What is needed: Only the lines from the start of the data below through the line that contains "</fs-window>" are to be copied, exactly and without pictures.

--- Start of Data segment ---

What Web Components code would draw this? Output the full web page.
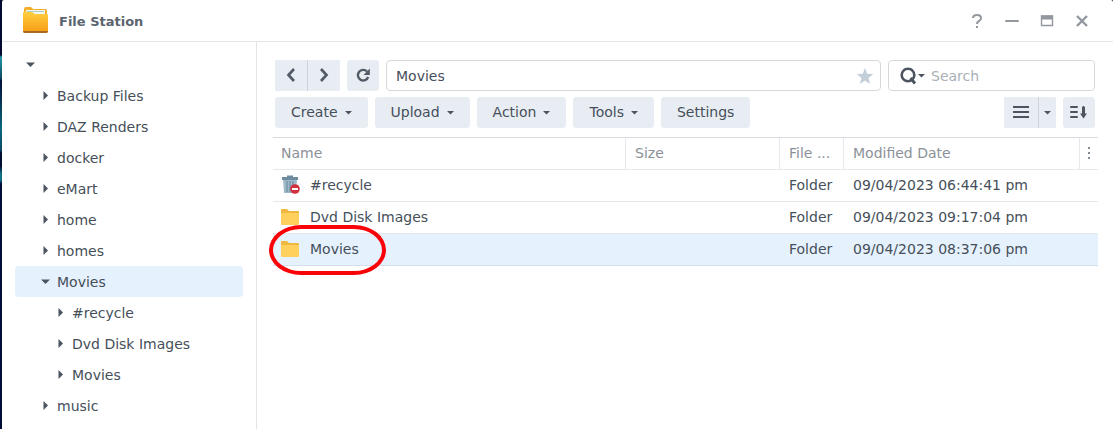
<!DOCTYPE html>
<html lang="en">
<head>
<meta charset="utf-8">
<meta name="viewport" content="width=device-width, initial-scale=1">
<title>File Station</title>
<style>
	body {
		margin: 0;
		min-height: 100vh;
		display: flex;
		font-family: "DejaVu Sans", Verdana, sans-serif;
		font-size: 14px;
		color: #464f59;
		background: linear-gradient(#020a33 0 55px, #2396aa 57px, #0d4a63 78px, #00103a 81px, #083050 100px, #0a6680 128px, #0a4a68 150px, #000c30 153px 166px, #0f7088 174px 180px, #000c38 184px);
	}

	fs-window {
		flex: 1;
		margin-left: 2px;
	}
</style>
</head>
<body>
	<fs-window heading="File Station">
		<fs-tree slot="sidebar">
			<fs-tree-item level="0" open></fs-tree-item>
			<fs-tree-item level="1">Backup Files</fs-tree-item>
			<fs-tree-item level="1">DAZ Renders</fs-tree-item>
			<fs-tree-item level="1">docker</fs-tree-item>
			<fs-tree-item level="1">eMart</fs-tree-item>
			<fs-tree-item level="1">home</fs-tree-item>
			<fs-tree-item level="1">homes</fs-tree-item>
			<fs-tree-item level="1" open selected>Movies</fs-tree-item>
			<fs-tree-item level="2">#recycle</fs-tree-item>
			<fs-tree-item level="2">Dvd Disk Images</fs-tree-item>
			<fs-tree-item level="2">Movies</fs-tree-item>
			<fs-tree-item level="1">music</fs-tree-item>
		</fs-tree>
		<fs-toolbar></fs-toolbar>
		<fs-file-table></fs-file-table>
	</fs-window>

<script>
	const icons = {
		app: [27, 27, `
			<defs>
				<linearGradient id="front" x1="0" y1="0" x2="0" y2="1">
					<stop offset="0" stop-color="#ffcf40"/>
					<stop offset="1" stop-color="#f79a12"/>
				</linearGradient>
			</defs>
			<path d="M2 2q0-2 2-2h5l2 2h12q2 0 2 2v18H2z" fill="#f2ad2c"/>
			<path d="M4 3h19v6H4z" fill="#f3f8ee"/>
			<path d="M5 4.500h17" stroke="#a8cfc0" stroke-width="1"/>
			<path d="M1 6q0-1 1-1h8l3 2h12q1 0 1 1v16q0 2-2 2H3q-2 0-2-2z" fill="url(#front)"/>
			<path d="M1 24h25q0 2-2 2H3q-2 0-2-2z" fill="#a66b22"/>`],
		help: [14, 16, '<path d="M3 5q0-3 4-3t4 3q0 2-2 3t-2 3M7 13v2" fill="none" stroke="#92989e" stroke-width="2"/>'],
		minimize: [14, 16, '<path d="M1 8h12" stroke="#92989e" stroke-width="2" stroke-linecap="round"/>'],
		maximize: [14, 16, '<path d="M1.500 3h11v9.500h-11z" fill="#fff" stroke="#92989e" stroke-width="1.400"/><path d="M1 2.500h12v4H1z" fill="#92989e"/>'],
		close: [14, 16, '<path d="M2 3l10 10m0-10L2 13" stroke="#92989e" stroke-width="2.400"/>'],
		down: [9, 9, '<path d="M0 2.500h9L4.500 7z" fill="#4c555f"/>'],
		right: [9, 9, '<path d="M2.500 0L7 4.500 2.500 9z" fill="#4c555f"/>'],
		caret: [7, 5, '<path d="M0 1h7L3.500 4.500z" fill="#4c555f"/>'],
		back: [16, 16, '<path d="M11 2L5.500 8l5.500 6" fill="none" stroke="#535c66" stroke-width="2.700"/>'],
		forward: [16, 16, '<path d="M5 2l5.500 6L5 14" fill="none" stroke="#535c66" stroke-width="2.700"/>'],
		refresh: [16, 16, '<path d="M12 4.500A5.300 5.300 0 1 0 13.200 10" fill="none" stroke="#535c66" stroke-width="2.400"/><path d="M14.800 1.500V8H8.500z" fill="#535c66"/>'],
		star: [18, 18, '<path d="M9 1l2.200 5.700 6 .3-4.700 3.900 1.600 6L9 13.500l-5.100 3.400 1.600-6L.8 7l6-.3z" fill="#c3ced8"/>'],
		search: [17, 18, '<circle cx="8" cy="8" r="6.300" fill="none" stroke="#4c555f" stroke-width="2.600"/><path d="M10.500 11l4.500 5.500" stroke="#4c555f" stroke-width="2.800"/>'],
		list: [16, 14, '<path d="M0 2h16M0 7h16M0 12h16" stroke="#4c555f" stroke-width="2"/>'],
		sort: [18, 14, '<path d="M1 2h6M1 7h6M1 12h6" stroke="#4c555f" stroke-width="2" stroke-linecap="round"/><path d="M13.500 2.500v7" stroke="#4c555f" stroke-width="3" stroke-linecap="round"/><path d="M10 8.500h7L13.500 13.500z" fill="#4c555f"/>'],
		more: [3, 13, '<path d="M0 1h2v2H0zm0 5h2v2H0zm0 5h2v2H0z" fill="#858c93"/>'],
		folder: [18, 16, '<path d="M0 1q0-1 1-1h5l2 2h9q1 0 1 1v11H0z" fill="#efb93f"/><path d="M0 4h18v11q0 1-1 1H1q-1 0-1-1z" fill="#ffd05b"/>'],
		recycle: [19, 19, `
			<path d="M2 4h14l-1 14H3z" fill="#9fb9c9"/>
			<path d="M6 6v11M9 6v11M12 6v11" stroke="#7896a9" stroke-width="1.500"/>
			<path d="M1 2h5V.500h6V2h5v3H1z" fill="#6e8c9f"/>
			<circle cx="14" cy="14" r="4.800" fill="#d22f3c"/>
			<path d="M11 14h6" stroke="#fff" stroke-width="2"/>`]
	}

	class FsIcon extends HTMLElement {
		connectedCallback () {
			if (this.shadowRoot) return
			const [width, height, shapes] = icons[this.getAttribute('name')]
			this.attachShadow({ mode: 'open' }).innerHTML = `
				<style>
					:host { display: inline-flex; flex: none; }
					svg { display: block; }
				</style>
				<svg width="${width}" height="${height}" viewBox="0 0 ${width} ${height}" aria-hidden="true">${shapes}</svg>
			`
		}
	}
	customElements.define('fs-icon', FsIcon)

	class FsWindow extends HTMLElement {
		constructor () {
			super()
			this.attachShadow({ mode: 'open' }).innerHTML = `
				<style>
					:host {
						display: flex;
						flex-direction: column;
						background: #fff;
						border-radius: 2px 2px 0 0;
						overflow: hidden;
					}

					header {
						display: flex;
						align-items: center;
						height: 41px;
						padding: 0 24px 0 20px;
						border-bottom: 1px solid #e1e3e6;
					}

					h1 {
						flex: 1;
						margin: 0 0 0 10px;
						font-size: 13px;
						line-height: 20px;
						color: #5c656f;
						padding-top: 2px;
					}

					nav {
						display: flex;
						gap: 21px;
					}

					nav button {
						display: flex;
						padding: 0;
						border: 0;
						background: none;
					}

					.content {
						flex: 1;
						display: flex;
					}

					aside {
						flex: 0 0 254px;
						border-right: 1px solid #e1e3e6;
					}

					main {
						flex: 1;
						min-width: 0;
						padding: 18px 15px 0 16px;
					}
				</style>

				<header>
					<fs-icon name="app"></fs-icon>
					<h1></h1>
					<nav>
						<button aria-label="Help"><fs-icon name="help"></fs-icon></button>
						<button aria-label="Minimize"><fs-icon name="minimize"></fs-icon></button>
						<button aria-label="Maximize"><fs-icon name="maximize"></fs-icon></button>
						<button aria-label="Close"><fs-icon name="close"></fs-icon></button>
					</nav>
				</header>
				<div class="content">
					<aside><slot name="sidebar"></slot></aside>
					<main><slot></slot></main>
				</div>
			`
		}

		connectedCallback () {
			this.shadowRoot.querySelector('h1').textContent = this.getAttribute('heading')
		}
	}
	customElements.define('fs-window', FsWindow)

	class FsTree extends HTMLElement {
		constructor () {
			super()
			this.attachShadow({ mode: 'open' }).innerHTML = `
				<style>
					:host { display: block; padding: 7px 13px 0; }
				</style>
				<slot></slot>
			`
		}
	}
	customElements.define('fs-tree', FsTree)

	class FsTreeItem extends HTMLElement {
		connectedCallback () {
			if (this.shadowRoot) return
			const arrow = this.hasAttribute('open') ? 'down' : 'right'
			const indent = 11 + Number(this.getAttribute('level')) * 15
			this.attachShadow({ mode: 'open' }).innerHTML = `
				<style>
					:host { display: block; }

					button {
						display: flex;
						align-items: center;
						gap: 7px;
						width: 100%;
						height: 31px;
						padding: 0 0 0 ${indent}px;
						border: 0;
						border-radius: 4px;
						background: none;
						font: inherit;
						color: inherit;
					}

					:host([selected]) button { background: #e5f1fd; }
				</style>
				<button><fs-icon name="${arrow}"></fs-icon><slot></slot></button>
			`
		}
	}
	customElements.define('fs-tree-item', FsTreeItem)

	class FsButton extends HTMLElement {
		connectedCallback () {
			if (this.shadowRoot) return
			const caret = this.hasAttribute('menu') ? '<fs-icon name="caret"></fs-icon>' : ''
			const label = this.hasAttribute('label') ? `aria-label="${this.getAttribute('label')}"` : ''
			this.attachShadow({ mode: 'open' }).innerHTML = `
				<style>
					:host { display: block; }

					button {
						display: flex;
						align-items: center;
						justify-content: center;
						gap: 7px;
						width: 100%;
						height: 31px;
						padding: 0 var(--button-padding, 16px) 1px;
						border: 0;
						border-radius: var(--button-radius, 3px);
						background: #e8edf4;
						font: inherit;
						color: inherit;
					}
				</style>
				<button ${label}><slot></slot>${caret}</button>
			`
		}
	}
	customElements.define('fs-button', FsButton)

	class FsToolbar extends HTMLElement {
		constructor () {
			super()
			this.attachShadow({ mode: 'open' }).innerHTML = `
				<style>
					:host {
						display: flex;
						flex-direction: column;
						gap: 6px;
						padding: 0 3px 9px 2px;
					}

					.row, .actions {
						display: flex;
						gap: 7px;
					}

					.actions { flex: 1; }

					.pair {
						display: flex;
						gap: 1px;
						border-radius: 3px;
						background: #cdd3da;
						overflow: hidden;
						--button-radius: 0;
					}

					.icon {
						width: 32px;
						--button-padding: 0;
					}

					.wide { width: 34px; }
					.narrow { width: 17px; }

					.field {
						display: flex;
						align-items: center;
						box-sizing: border-box;
						min-width: 0;
						height: 31px;
						border: 1px solid #d5d9de;
						border-radius: 4px;
						padding: 0 6px 0 9px;
					}

					.path { flex: 1; }

					.search {
						flex: 0 0 207px;
						gap: 2px;
						padding-left: 11px;
					}

					input {
						flex: 1;
						min-width: 0;
						padding: 0;
						border: 0;
						outline: 0;
						background: none;
						font: inherit;
						color: inherit;
					}

					.search input { margin-left: 4px; }

					::placeholder { color: #a9b0b8; opacity: 1; }

					.field button {
						display: flex;
						align-items: center;
						gap: 1px;
						padding: 0;
						border: 0;
						background: none;
					}
				</style>

				<div class="row">
					<div class="pair">
						<fs-button class="icon" label="Back"><fs-icon name="back"></fs-icon></fs-button>
						<fs-button class="icon" label="Forward"><fs-icon name="forward"></fs-icon></fs-button>
					</div>
					<fs-button class="icon" label="Refresh"><fs-icon name="refresh"></fs-icon></fs-button>
					<div class="field path">
						<input type="text" value="Movies" aria-label="Path">
						<button aria-label="Favorite"><fs-icon name="star"></fs-icon></button>
					</div>
					<div class="field search">
						<button aria-label="Search options"><fs-icon name="search"></fs-icon><fs-icon name="caret"></fs-icon></button>
						<input type="text" placeholder="Search" aria-label="Search">
					</div>
				</div>
				<div class="row">
					<div class="actions">
						<fs-button menu>Create</fs-button>
						<fs-button menu>Upload</fs-button>
						<fs-button menu>Action</fs-button>
						<fs-button menu>Tools</fs-button>
						<fs-button>Settings</fs-button>
					</div>
					<div class="pair">
						<fs-button class="icon wide" label="List view"><fs-icon name="list"></fs-icon></fs-button>
						<fs-button class="icon narrow" label="View options"><fs-icon name="caret"></fs-icon></fs-button>
					</div>
					<fs-button class="icon" label="Sort"><fs-icon name="sort"></fs-icon></fs-button>
				</div>
			`
		}
	}
	customElements.define('fs-toolbar', FsToolbar)

	const files = [
		{ icon: 'recycle', name: '#recycle', type: 'Folder', date: '09/04/2023 06:44:41 pm' },
		{ icon: 'folder', name: 'Dvd Disk Images', type: 'Folder', date: '09/04/2023 09:17:04 pm' },
		{ icon: 'folder', name: 'Movies', type: 'Folder', date: '09/04/2023 08:37:06 pm', selected: true }
	]

	class FsFileTable extends HTMLElement {
		constructor () {
			super()
			this.attachShadow({ mode: 'open' }).innerHTML = `
				<style>
					:host { display: block; }

					table {
						width: 100%;
						table-layout: fixed;
						border-collapse: separate;
						border-spacing: 0;
						border-top: 1px solid #d8dce0;
					}

					th, td {
						box-sizing: border-box;
						height: 32px;
						padding: 0 0 2px 9px;
						border-bottom: 1px solid #e6e8eb;
						text-align: left;
						font-weight: normal;
						white-space: nowrap;
					}

					th {
						color: #8b9198;
						border-left: 1px solid #e6e8eb;
					}

					td { padding-left: 10px; }
					th:first-child { border-left: 0; }
					th:first-child, td:first-child { padding-left: 8px; }
					th:last-child { padding-left: 8px; }
					th button { display: flex; padding: 0; border: 0; background: none; }

					.size { width: 154px; }
					.type { width: 64px; }
					.date { width: 236px; }
					.menu { width: 19px; }

					.name {
						position: relative;
						display: flex;
						align-items: center;
						gap: 10px;
					}

					.name fs-icon {
						width: 19px;
					}

					.selected td {
						background: #e5f1fd;
						border-bottom-color: #d3e0eb;
					}

					/* red marker round the current folder */
					.selected .name::after {
						content: "";
						position: absolute;
						box-sizing: border-box;
						left: -12px;
						top: -16px;
						width: 117px;
						height: 50px;
						border: 4px solid #f80408;
						border-radius: 32px / 25px;
						pointer-events: none;
					}
				</style>

				<table>
					<thead>
						<tr>
							<th>Name</th>
							<th class="size">Size</th>
							<th class="type">File ...</th>
							<th class="date">Modified Date</th>
							<th class="menu"><button aria-label="Columns"><fs-icon name="more"></fs-icon></button></th>
						</tr>
					</thead>
					<tbody>
						${files.map(file => `
							<tr class="${file.selected ? 'selected' : ''}">
								<td><div class="name"><fs-icon name="${file.icon}"></fs-icon>${file.name}</div></td>
								<td></td>
								<td>${file.type}</td>
								<td colspan="2">${file.date}</td>
							</tr>
						`).join('')}
					</tbody>
				</table>
			`
		}
	}
	customElements.define('fs-file-table', FsFileTable)
</script>
</body>
</html>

--- End of Data segment ---

Exercise result:
What Web Components code would draw this? Output the full web page.
<!DOCTYPE html>
<html lang="en">
<head>
<meta charset="utf-8">
<meta name="viewport" content="width=device-width, initial-scale=1">
<title>File Station</title>
<style>
	body {
		margin: 0;
		min-height: 100vh;
		display: flex;
		font-family: "DejaVu Sans", Verdana, sans-serif;
		font-size: 14px;
		color: #464f59;
		background: linear-gradient(#020a33 0 55px, #2396aa 57px, #0d4a63 78px, #00103a 81px, #083050 100px, #0a6680 128px, #0a4a68 150px, #000c30 153px 166px, #0f7088 174px 180px, #000c38 184px);
	}

	fs-window {
		flex: 1;
		margin-left: 2px;
	}
</style>
</head>
<body>
	<fs-window heading="File Station">
		<fs-tree slot="sidebar">
			<fs-tree-item level="0" open></fs-tree-item>
			<fs-tree-item level="1">Backup Files</fs-tree-item>
			<fs-tree-item level="1">DAZ Renders</fs-tree-item>
			<fs-tree-item level="1">docker</fs-tree-item>
			<fs-tree-item level="1">eMart</fs-tree-item>
			<fs-tree-item level="1">home</fs-tree-item>
			<fs-tree-item level="1">homes</fs-tree-item>
			<fs-tree-item level="1" open selected>Movies</fs-tree-item>
			<fs-tree-item level="2">#recycle</fs-tree-item>
			<fs-tree-item level="2">Dvd Disk Images</fs-tree-item>
			<fs-tree-item level="2">Movies</fs-tree-item>
			<fs-tree-item level="1">music</fs-tree-item>
		</fs-tree>
		<fs-toolbar></fs-toolbar>
		<fs-file-table></fs-file-table>
	</fs-window>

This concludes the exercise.